First of all ask yourself why you want to stop them. Unless there is genuinely a concern for your children's welfare then do you really want to deprive the children of a holiday? It will also inevitably cause bad feeling between you and your ex partner and this will not be in the best interests of the children. You also need to consider that there will be times when you will wish to ask them if you can take the children on holiday and you will want them to say yes.
If however you do have a serious concern then first of all you need to check whether your ex partner has a Residence Order in favour of the children. If they do then they are entitled to take the children abroad without your permission for up to one month.
If there is no Residence Order then you need to establish whether you have Parental Responsibility(PR) in relation to the children. Parental Responsibility means the same rights and duties towards the children as their mother automatically has.
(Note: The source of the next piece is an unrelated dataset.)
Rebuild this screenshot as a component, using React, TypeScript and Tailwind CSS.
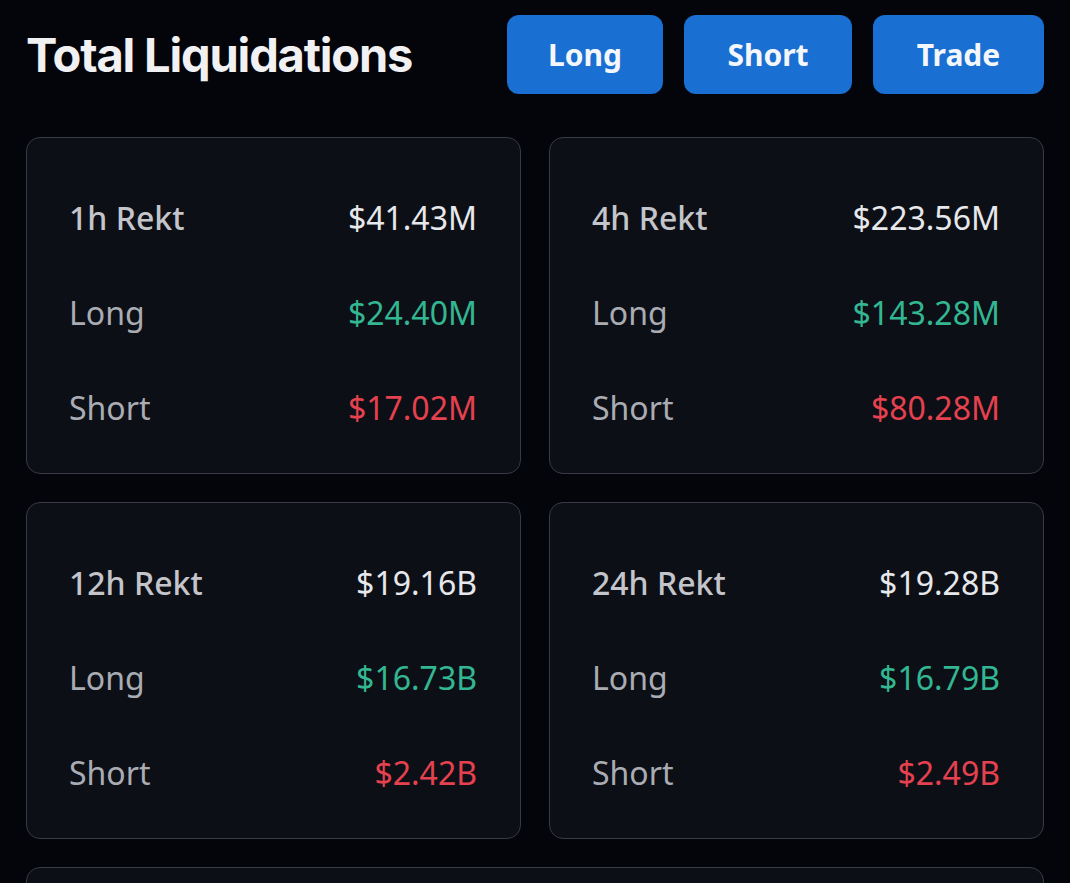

If you are the children's mother then you automatically have Parental Responsibility.
If you are the father then you will automatically have PR if you were married to the children's mother or if the children were born after 1st December 2003, you jointly registered the birth with the mother and your name appears on the birth certificate. All three of these conditions need to apply.
You may also have gained Parental Responsibility via a Parental Responsibility Agreement (which you will both have signed and which has been registered at the Principle Registry in London) or via a Parental Responsibility Order made by the Court.
If none of the above apply then you do not have PR and your ex partner does not need to have your permission for the children to be taken abroad. Your only option then is to apply for a Parental Responsibility Order and then a Prohibited Steps Order (as explained below).
If you do have PR then he/she does need your permission to do so.
If you refuse permission and he/she tells you that they intend to take the children anyway then your only option is to apply to the Court for a Prohibited Steps Order preventing him/her from taking the children. You may need to make this application on short notice and you will have to convince a Judge that it is not in the children's best interests for them to be taken. This is not a simple process and there will be legal costs incurred so you must be absolutely certain that this is a step you wish to take.